**WHAT YOU NEED TO DO**
Return the listing below verbatim. Pictures do not belong in the copy.

**DATA LINES**
________
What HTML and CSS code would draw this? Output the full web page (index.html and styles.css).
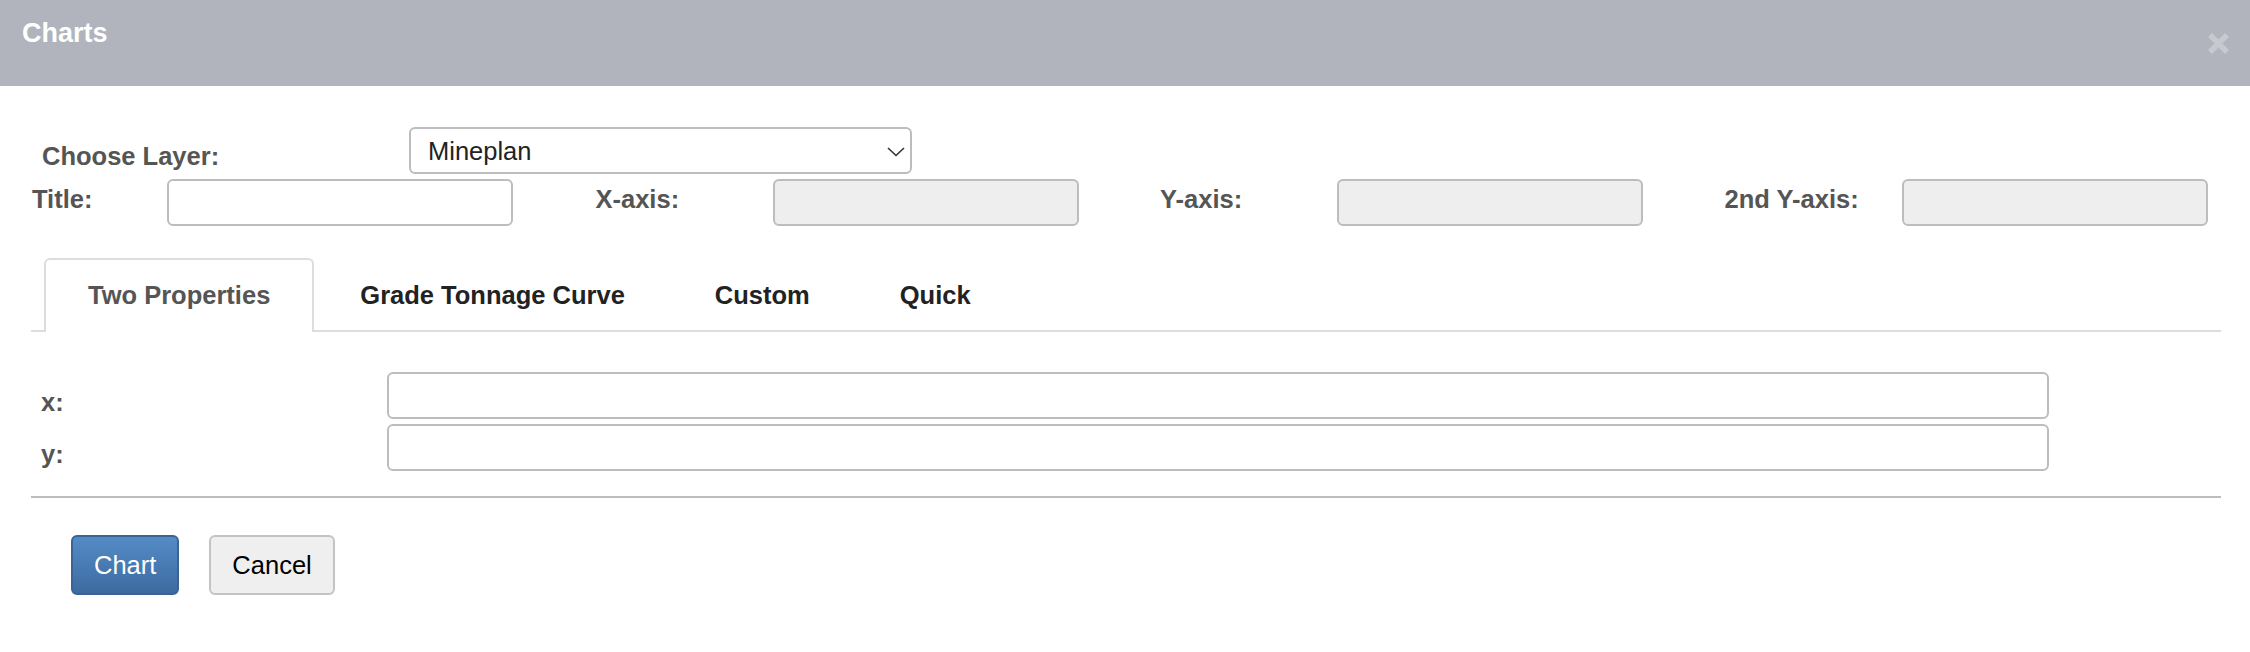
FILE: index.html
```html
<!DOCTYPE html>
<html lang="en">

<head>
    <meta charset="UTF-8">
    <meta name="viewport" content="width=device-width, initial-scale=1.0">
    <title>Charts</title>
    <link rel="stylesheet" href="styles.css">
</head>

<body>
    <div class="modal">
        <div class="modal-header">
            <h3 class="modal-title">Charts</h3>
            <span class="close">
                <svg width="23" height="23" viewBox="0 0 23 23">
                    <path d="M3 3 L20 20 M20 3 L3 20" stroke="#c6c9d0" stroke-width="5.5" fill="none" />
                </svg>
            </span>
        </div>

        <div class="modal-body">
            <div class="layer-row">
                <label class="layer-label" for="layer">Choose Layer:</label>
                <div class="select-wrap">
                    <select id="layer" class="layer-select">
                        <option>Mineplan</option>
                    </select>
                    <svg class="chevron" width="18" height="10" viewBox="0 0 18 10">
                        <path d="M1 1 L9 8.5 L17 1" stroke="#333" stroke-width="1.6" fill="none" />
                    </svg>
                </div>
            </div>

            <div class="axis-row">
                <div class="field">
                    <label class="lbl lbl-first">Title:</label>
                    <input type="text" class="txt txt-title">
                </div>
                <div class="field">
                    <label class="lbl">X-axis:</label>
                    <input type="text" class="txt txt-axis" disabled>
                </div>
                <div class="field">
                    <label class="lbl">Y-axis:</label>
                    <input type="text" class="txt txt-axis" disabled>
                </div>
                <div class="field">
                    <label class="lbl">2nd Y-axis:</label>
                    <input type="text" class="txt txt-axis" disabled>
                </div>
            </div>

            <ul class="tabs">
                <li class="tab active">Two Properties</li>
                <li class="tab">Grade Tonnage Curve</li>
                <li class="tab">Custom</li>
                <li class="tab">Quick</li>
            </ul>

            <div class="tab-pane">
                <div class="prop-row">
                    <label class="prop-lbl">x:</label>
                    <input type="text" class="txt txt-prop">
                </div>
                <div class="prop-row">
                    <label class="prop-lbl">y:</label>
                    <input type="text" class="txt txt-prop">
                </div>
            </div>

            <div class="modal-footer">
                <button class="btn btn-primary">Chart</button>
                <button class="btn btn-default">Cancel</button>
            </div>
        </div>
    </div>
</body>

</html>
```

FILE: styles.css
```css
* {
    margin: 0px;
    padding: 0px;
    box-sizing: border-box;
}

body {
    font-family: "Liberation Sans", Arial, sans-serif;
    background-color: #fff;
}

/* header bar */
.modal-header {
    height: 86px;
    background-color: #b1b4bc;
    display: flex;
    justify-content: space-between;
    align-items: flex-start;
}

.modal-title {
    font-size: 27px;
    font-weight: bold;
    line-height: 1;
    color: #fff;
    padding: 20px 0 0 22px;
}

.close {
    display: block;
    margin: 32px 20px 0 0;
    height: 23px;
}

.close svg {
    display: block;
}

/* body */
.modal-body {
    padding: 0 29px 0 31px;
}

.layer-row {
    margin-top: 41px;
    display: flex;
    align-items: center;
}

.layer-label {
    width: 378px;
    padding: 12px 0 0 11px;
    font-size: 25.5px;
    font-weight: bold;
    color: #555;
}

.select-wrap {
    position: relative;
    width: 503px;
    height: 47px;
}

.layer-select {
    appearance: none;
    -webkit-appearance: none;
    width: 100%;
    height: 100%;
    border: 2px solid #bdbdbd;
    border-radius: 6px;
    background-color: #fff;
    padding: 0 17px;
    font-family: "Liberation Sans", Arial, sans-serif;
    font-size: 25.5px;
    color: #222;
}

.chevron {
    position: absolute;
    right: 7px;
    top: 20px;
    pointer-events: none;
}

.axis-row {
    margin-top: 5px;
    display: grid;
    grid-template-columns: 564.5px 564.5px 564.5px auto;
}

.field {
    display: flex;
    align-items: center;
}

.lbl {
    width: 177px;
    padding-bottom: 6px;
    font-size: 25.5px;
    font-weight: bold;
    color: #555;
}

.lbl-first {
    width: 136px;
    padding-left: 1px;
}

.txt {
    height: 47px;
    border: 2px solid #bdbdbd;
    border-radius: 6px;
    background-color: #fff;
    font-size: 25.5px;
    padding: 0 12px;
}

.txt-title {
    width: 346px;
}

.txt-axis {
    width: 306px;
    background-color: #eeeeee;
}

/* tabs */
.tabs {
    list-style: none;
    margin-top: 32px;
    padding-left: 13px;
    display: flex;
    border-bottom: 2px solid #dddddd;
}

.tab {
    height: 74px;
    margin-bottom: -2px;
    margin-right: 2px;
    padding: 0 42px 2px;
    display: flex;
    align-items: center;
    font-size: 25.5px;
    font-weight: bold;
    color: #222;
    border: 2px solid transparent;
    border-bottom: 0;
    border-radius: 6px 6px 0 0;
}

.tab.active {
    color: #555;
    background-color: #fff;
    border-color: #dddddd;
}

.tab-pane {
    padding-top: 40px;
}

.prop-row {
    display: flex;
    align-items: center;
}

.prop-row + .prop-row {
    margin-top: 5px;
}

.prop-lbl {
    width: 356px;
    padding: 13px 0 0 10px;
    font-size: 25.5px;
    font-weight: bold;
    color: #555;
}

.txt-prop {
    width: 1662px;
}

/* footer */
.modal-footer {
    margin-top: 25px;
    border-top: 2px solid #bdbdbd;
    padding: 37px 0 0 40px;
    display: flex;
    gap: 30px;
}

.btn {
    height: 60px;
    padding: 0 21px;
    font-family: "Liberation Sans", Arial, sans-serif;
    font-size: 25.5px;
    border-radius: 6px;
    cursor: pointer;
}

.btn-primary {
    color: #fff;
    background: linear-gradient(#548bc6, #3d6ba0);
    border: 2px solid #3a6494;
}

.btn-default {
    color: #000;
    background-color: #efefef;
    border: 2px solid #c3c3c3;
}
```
________
**TASK RESULT**
What HTML and CSS code would draw this? Output the full web page (index.html and styles.css).
FILE: index.html
```html
<!DOCTYPE html>
<html lang="en">

<head>
    <meta charset="UTF-8">
    <meta name="viewport" content="width=device-width, initial-scale=1.0">
    <title>Charts</title>
    <link rel="stylesheet" href="styles.css">
</head>

<body>
    <div class="modal">
        <div class="modal-header">
            <h3 class="modal-title">Charts</h3>
            <span class="close">
                <svg width="23" height="23" viewBox="0 0 23 23">
                    <path d="M3 3 L20 20 M20 3 L3 20" stroke="#c6c9d0" stroke-width="5.5" fill="none" />
                </svg>
            </span>
        </div>

        <div class="modal-body">
            <div class="layer-row">
                <label class="layer-label" for="layer">Choose Layer:</label>
                <div class="select-wrap">
                    <select id="layer" class="layer-select">
                        <option>Mineplan</option>
                    </select>
                    <svg class="chevron" width="18" height="10" viewBox="0 0 18 10">
                        <path d="M1 1 L9 8.5 L17 1" stroke="#333" stroke-width="1.6" fill="none" />
                    </svg>
                </div>
            </div>

            <div class="axis-row">
                <div class="field">
                    <label class="lbl lbl-first">Title:</label>
                    <input type="text" class="txt txt-title">
                </div>
                <div class="field">
                    <label class="lbl">X-axis:</label>
                    <input type="text" class="txt txt-axis" disabled>
                </div>
                <div class="field">
                    <label class="lbl">Y-axis:</label>
                    <input type="text" class="txt txt-axis" disabled>
                </div>
                <div class="field">
                    <label class="lbl">2nd Y-axis:</label>
                    <input type="text" class="txt txt-axis" disabled>
                </div>
            </div>

            <ul class="tabs">
                <li class="tab active">Two Properties</li>
                <li class="tab">Grade Tonnage Curve</li>
                <li class="tab">Custom</li>
                <li class="tab">Quick</li>
            </ul>

            <div class="tab-pane">
                <div class="prop-row">
                    <label class="prop-lbl">x:</label>
                    <input type="text" class="txt txt-prop">
                </div>
                <div class="prop-row">
                    <label class="prop-lbl">y:</label>
                    <input type="text" class="txt txt-prop">
                </div>
            </div>

            <div class="modal-footer">
                <button class="btn btn-primary">Chart</button>
                <button class="btn btn-default">Cancel</button>
            </div>
        </div>
    </div>
</body>

</html>
```

FILE: styles.css
```css
* {
    margin: 0px;
    padding: 0px;
    box-sizing: border-box;
}

body {
    font-family: "Liberation Sans", Arial, sans-serif;
    background-color: #fff;
}

/* header bar */
.modal-header {
    height: 86px;
    background-color: #b1b4bc;
    display: flex;
    justify-content: space-between;
    align-items: flex-start;
}

.modal-title {
    font-size: 27px;
    font-weight: bold;
    line-height: 1;
    color: #fff;
    padding: 20px 0 0 22px;
}

.close {
    display: block;
    margin: 32px 20px 0 0;
    height: 23px;
}

.close svg {
    display: block;
}

/* body */
.modal-body {
    padding: 0 29px 0 31px;
}

.layer-row {
    margin-top: 41px;
    display: flex;
    align-items: center;
}

.layer-label {
    width: 378px;
    padding: 12px 0 0 11px;
    font-size: 25.5px;
    font-weight: bold;
    color: #555;
}

.select-wrap {
    position: relative;
    width: 503px;
    height: 47px;
}

.layer-select {
    appearance: none;
    -webkit-appearance: none;
    width: 100%;
    height: 100%;
    border: 2px solid #bdbdbd;
    border-radius: 6px;
    background-color: #fff;
    padding: 0 17px;
    font-family: "Liberation Sans", Arial, sans-serif;
    font-size: 25.5px;
    color: #222;
}

.chevron {
    position: absolute;
    right: 7px;
    top: 20px;
    pointer-events: none;
}

.axis-row {
    margin-top: 5px;
    display: grid;
    grid-template-columns: 564.5px 564.5px 564.5px auto;
}

.field {
    display: flex;
    align-items: center;
}

.lbl {
    width: 177px;
    padding-bottom: 6px;
    font-size: 25.5px;
    font-weight: bold;
    color: #555;
}

.lbl-first {
    width: 136px;
    padding-left: 1px;
}

.txt {
    height: 47px;
    border: 2px solid #bdbdbd;
    border-radius: 6px;
    background-color: #fff;
    font-size: 25.5px;
    padding: 0 12px;
}

.txt-title {
    width: 346px;
}

.txt-axis {
    width: 306px;
    background-color: #eeeeee;
}

/* tabs */
.tabs {
    list-style: none;
    margin-top: 32px;
    padding-left: 13px;
    display: flex;
    border-bottom: 2px solid #dddddd;
}

.tab {
    height: 74px;
    margin-bottom: -2px;
    margin-right: 2px;
    padding: 0 42px 2px;
    display: flex;
    align-items: center;
    font-size: 25.5px;
    font-weight: bold;
    color: #222;
    border: 2px solid transparent;
    border-bottom: 0;
    border-radius: 6px 6px 0 0;
}

.tab.active {
    color: #555;
    background-color: #fff;
    border-color: #dddddd;
}

.tab-pane {
    padding-top: 40px;
}

.prop-row {
    display: flex;
    align-items: center;
}

.prop-row + .prop-row {
    margin-top: 5px;
}

.prop-lbl {
    width: 356px;
    padding: 13px 0 0 10px;
    font-size: 25.5px;
    font-weight: bold;
    color: #555;
}

.txt-prop {
    width: 1662px;
}

/* footer */
.modal-footer {
    margin-top: 25px;
    border-top: 2px solid #bdbdbd;
    padding: 37px 0 0 40px;
    display: flex;
    gap: 30px;
}

.btn {
    height: 60px;
    padding: 0 21px;
    font-family: "Liberation Sans", Arial, sans-serif;
    font-size: 25.5px;
    border-radius: 6px;
    cursor: pointer;
}

.btn-primary {
    color: #fff;
    background: linear-gradient(#548bc6, #3d6ba0);
    border: 2px solid #3a6494;
}

.btn-default {
    color: #000;
    background-color: #efefef;
    border: 2px solid #c3c3c3;
}
```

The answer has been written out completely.